June 01, 2011

Doctrinal Statement Part 1

I read my pastors blog recently and enjoyed a post he shared regarding a few of his foundational beliefs regarding the Christian faith.  He began by asking what a doctrinal statement is good for.

In todays culture, many people know how to craft a great doctrinal statement, and for some, it even becomes a trophy.  Trophies can become idols.

I want to craft a good doctrinal statement; but not so that I can banter theology with fellow seminarians, or impress Church colleagues and lay-people with great insight and prose.  I want to craft a strong doctrinal statement because I want my friends and family, especially my sons, to know why I act the way I do and worship the way I do.  My doctrinal statement is my worldview.  It explains the foundation of my existence and the purpose underlying the way I steward that existence.

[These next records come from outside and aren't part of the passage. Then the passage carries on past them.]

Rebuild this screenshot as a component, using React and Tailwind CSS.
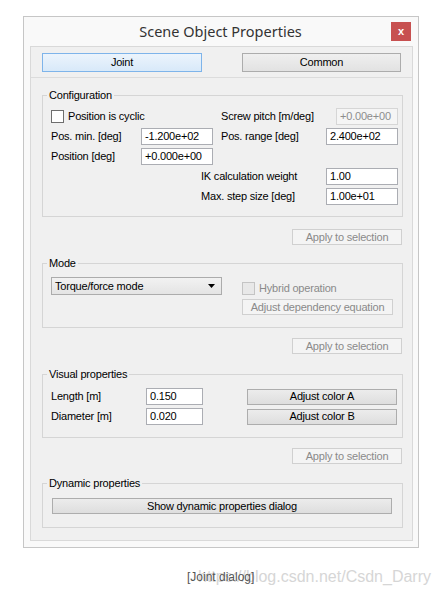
import React from "react";

const F = { fontFamily: '"Liberation Sans", Arial, sans-serif' };

function Input({ value, w, disabled }) {
  return (
    <div
      className={
        "h-[17px] border pl-[3px] leading-[15px] whitespace-nowrap " +
        (disabled
          ? "border-[#d6d6d6] bg-[#f5f5f5] text-[#8d8d8d]"
          : "border-[#abadb3] bg-white text-black")
      }
      style={{ width: w }}
    >
      {value}
    </div>
  );
}

function Btn({ children, w, h = 16, disabled, className = "" }) {
  return (
    <div
      className={
        "flex items-center justify-center border leading-none whitespace-nowrap " +
        (disabled
          ? "border-[#d0d0d0] bg-[#f4f4f4] text-[#8a8a8a] "
          : "border-[#adadad] bg-gradient-to-b from-[#ececec] to-[#dedede] text-black ") +
        className
      }
      style={{ width: w, height: h }}
    >
      {children}
    </div>
  );
}

function Check({ disabled }) {
  return (
    <div
      className={
        "h-[13px] w-[13px] border " +
        (disabled ? "border-[#c4c4c4] bg-[#e8e8e8]" : "border-[#6e6e6e] bg-white")
      }
    />
  );
}

function Group({ title, children, className = "" }) {
  return (
    <fieldset className={"ml-[11px] w-[361px] border border-[#d5d5d5] " + className}>
      <legend className="ml-[4px] px-[2px] text-[11px] leading-[13px] text-black">{title}</legend>
      {children}
    </fieldset>
  );
}

export default function App() {
  return (
    <div className="min-h-[595px] w-[442px] bg-white" style={F}>
      <div className="h-[16px]" />
      {/* window */}
      <div className="ml-[23px] flex h-[532px] w-[396px] flex-col border border-[#c6c6c6] bg-[#f9f9f9]">
        {/* title bar */}
        <div className="flex h-[29px] items-start">
          <div className="flex h-[29px] flex-1 items-center justify-center pl-[26px] text-[14.5px] text-[#333]" style={{ fontFamily: '"Noto Sans", "Open Sans", sans-serif' }}>
            Scene Object Properties
          </div>
          <div className="mr-[7px] mt-[5px] flex h-[19px] w-[20px] items-center justify-center bg-[#c75050] text-[11px] font-bold leading-none text-white">
            x
          </div>
        </div>
        {/* panel */}
        <div className="ml-[6px] h-[495px] w-[383px] overflow-hidden border border-[#d9d9d9] bg-[#f0f0f0] text-[11px] tracking-[-0.2px]">
          <div className="flex justify-between pl-[11px] pr-[11px] pt-[6px]">
            <div className="flex h-[19px] w-[160px] items-center justify-center border border-[#7eb4ea] bg-gradient-to-b from-[#ecf4fc] to-[#d8e9f9] text-black">
              Joint
            </div>
            <div className="flex h-[19px] w-[159px] items-center justify-center border border-[#acacac] bg-gradient-to-b from-[#efefef] to-[#e2e2e2] text-black">
              Common
            </div>
          </div>
          <div className="mt-[5px] h-px bg-[#dcdcdc]" />

          {/* Configuration */}
          <Group title="Configuration" className="mt-[11px]">
            <div className="flex flex-col gap-[3px] pb-[11px] pt-[6px] text-black">
              <div className="flex h-[17px] items-center">
                <div className="ml-[8px] flex w-[170px] items-center gap-[4px]">
                  <Check />
                  <span>Position is cyclic</span>
                </div>
                <div className="w-[115px]">Screw pitch [m/deg]</div>
                <Input value="+0.00e+00" w={62} disabled />
              </div>
              <div className="flex h-[17px] items-center">
                <div className="w-[98px] pl-[8px]">Pos. min. [deg]</div>
                <Input value="-1.200e+02" w={72} />
                <div className="w-[113px] pl-[8px]">Pos. range [deg]</div>
                <Input value="2.400e+02" w={72} />
              </div>
              <div className="flex h-[17px] items-center">
                <div className="w-[98px] pl-[8px]">Position [deg]</div>
                <Input value="+0.000e+00" w={72} />
              </div>
              <div className="flex h-[17px] items-center">
                <div className="w-[283px] pl-[158px]">IK calculation weight</div>
                <Input value="1.00" w={72} />
              </div>
              <div className="flex h-[17px] items-center">
                <div className="w-[283px] pl-[158px]">Max. step size [deg]</div>
                <Input value="1.00e+01" w={72} />
              </div>
            </div>
          </Group>

          <div className="mr-[10px] mt-[12px] flex justify-end">
            <Btn w={110} disabled>Apply to selection</Btn>
          </div>

          {/* Mode */}
          <Group title="Mode" className="mt-[12px]">
            <div className="flex pb-[12px] pl-[8px] pt-[7px]">
              <div className="flex h-[18px] w-[171px] items-center justify-between border border-[#acacac] bg-gradient-to-b from-[#f2f2f2] to-[#e4e4e4] pl-[3px] pr-[6px] text-black">
                <span>Torque/force mode</span>
                <svg width="7" height="4" viewBox="0 0 7 4">
                  <path d="M0 0H7L3.5 4Z" fill="#000" />
                </svg>
              </div>
              <div className="ml-[20px] flex flex-col pt-[4px]">
                <div className="flex h-[14px] items-center gap-[4px] text-[#8a8a8a]">
                  <Check disabled />
                  <span>Hybrid operation</span>
                </div>
                <Btn w={151} disabled className="mt-[4px]">Adjust dependency equation</Btn>
              </div>
            </div>
          </Group>

          <div className="mr-[10px] mt-[10px] flex justify-end">
            <Btn w={110} disabled>Apply to selection</Btn>
          </div>

          {/* Visual properties */}
          <Group title="Visual properties" className="mt-[14px]">
            <div className="flex flex-col gap-[3px] pb-[12px] pt-[7px] text-black">
              <div className="flex h-[17px] items-center">
                <div className="w-[103px] pl-[8px]">Length [m]</div>
                <Input value="0.150" w={57} />
                <Btn w={150} className="ml-[44px]">Adjust color A</Btn>
              </div>
              <div className="flex h-[17px] items-center">
                <div className="w-[103px] pl-[8px]">Diameter [m]</div>
                <Input value="0.020" w={57} />
                <Btn w={150} className="ml-[44px]">Adjust color B</Btn>
              </div>
            </div>
          </Group>

          <div className="mr-[10px] mt-[10px] flex justify-end">
            <Btn w={110} disabled>Apply to selection</Btn>
          </div>

          {/* Dynamic properties */}
          <Group title="Dynamic properties" className="mt-[13px]">
            <div className="pb-[13px] pl-[9px] pt-[8px]">
              <Btn w={340}>Show dynamic properties dialog</Btn>
            </div>
          </Group>
        </div>
      </div>

      {/* caption */}
      <div className="relative mt-[22px] h-[16px]">
        <div className="absolute right-[11px] top-[-2px] whitespace-nowrap text-[16px] leading-[18px] text-[#d6d6d6]" style={F}>
          https://blog.csdn.net/Csdn_Darry
        </div>
        <div className="relative ml-[187px] whitespace-nowrap text-[12px] leading-[14px] text-[#555]" style={F}>
          [Joint dialog]
        </div>
      </div>
    </div>
  );
}
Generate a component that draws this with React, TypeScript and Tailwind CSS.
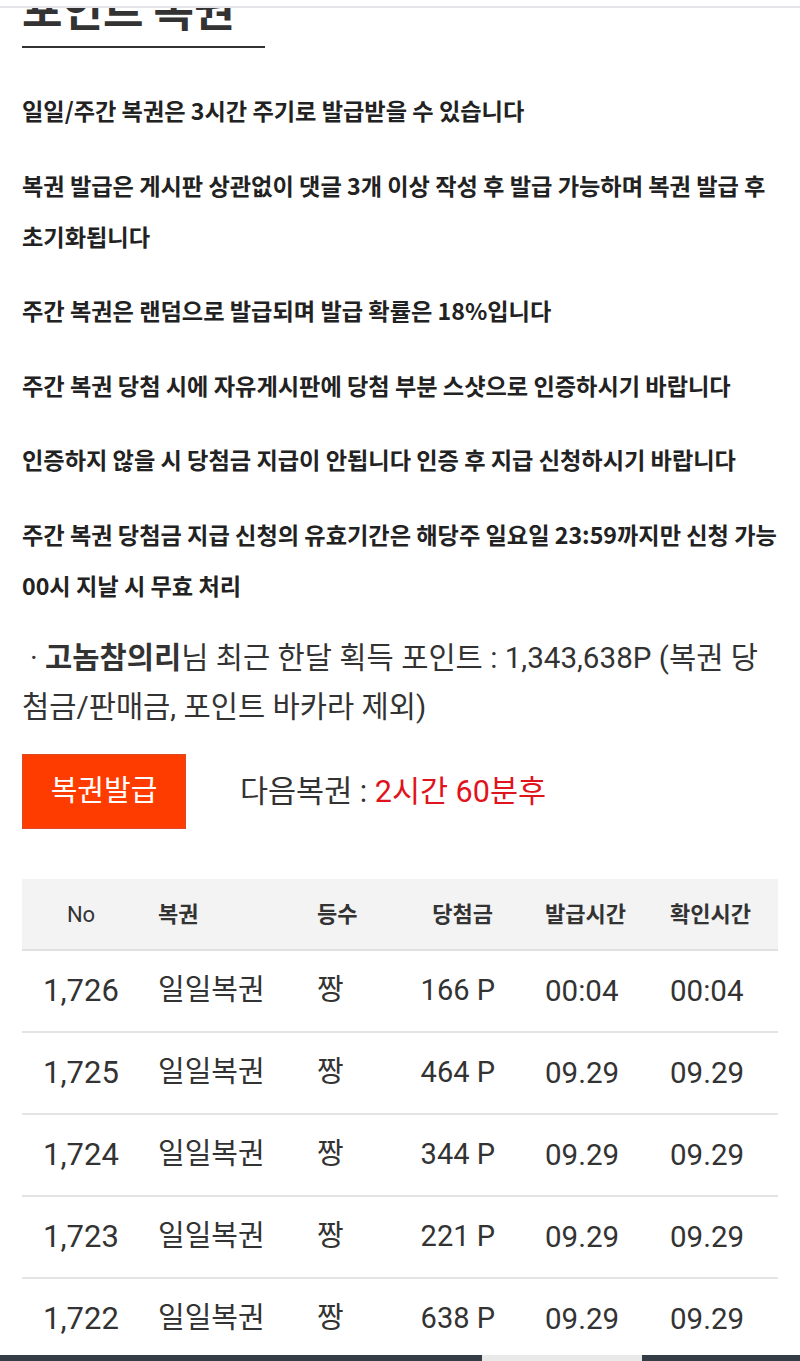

It's also the place I struggle to articulate and understand what it is I really do believe.

A long time ago, I was about to go off to flight school and learn to be a pilot.  One of my prospective instructors told me that many piolts know how to aim their plane on the runway approach for a landing, but they can't tell you the mechanics involved in what they are doing, they just know what to do from experience.

I don't want my life of worship to be simply a thing of developed habit or emotional muscle reflex.  I want to know why I believe what I believe.  And that can only be explained to me and by me through personal interaction with the Word of God.

So for what it is worth, I would like to share my Doctrinal Statement with you.  It is found in whole on the page link at the top of this page, but I am breaking it down with a few narrative interludes like this one tonight, and I will present them over the next few days.

With you for His Glory




Doctrinal Confession

Prologomena
In essential beliefs — there must be unity.
 “There is one Body and one Spirit...there is one Lord, one faith, one baptism, 
and one God and Father of us all...”  Eph. 4:4-6
•     In non-essential beliefs — there must be liberty.
 “Accept him whose faith is weak, without passing judgment on disputable 
matters...  Who are you to judge someone else’s servant?  To his own master 
he stands or falls...  So then each of us will give an account of himself to God...  
So whatever you believe about these things keep between yourself and God.”  
Romans 14:1, 4, 12, 22
•     In all beliefs — there must be charity.
 “...If I hold in my mind not only all human knowledge but also the very 
secrets of God, and if I have the faith that can move mountains — but have 
no love, I amount to nothing at all.”  1 Cor. 13:2  
•     In teaching and applying beliefs — there must be integrity
In as much as the ministry of the Word must be entrusted to men proven 
competent in lifestyle, circumstance, and study, for the teaching and 
application of holistic counsel of the Word into the whole of life for those 
belonging to the Lord, the overseers of the Body must seek to honor God 
above all men in the administration of that counsel to the best of their 
ability.  The Word must be proclaimed without compromise or priority of 
social agenda according to God's purposes for it. 
"But you must speak what is consistent with sound teaching...with integrity
and dignity in your teaching.  Your message is to be sound beyond reproach...
demonstrating utter faithfulness, so that they may adorn the teaching of God 
our Savior in everything.  For the grace of God has appeared with salvation 
for all people, instructing us to deny godlessness and worldly lusts and to live 
in a sensible, righteous, and godly way in the present age..."   "Proclaim the
message you originally received whether convenient or not...fulfill your 
ministry."  Titus 2:1, 7, 8, 10-12 also 2 Timothy 3:14-4:5.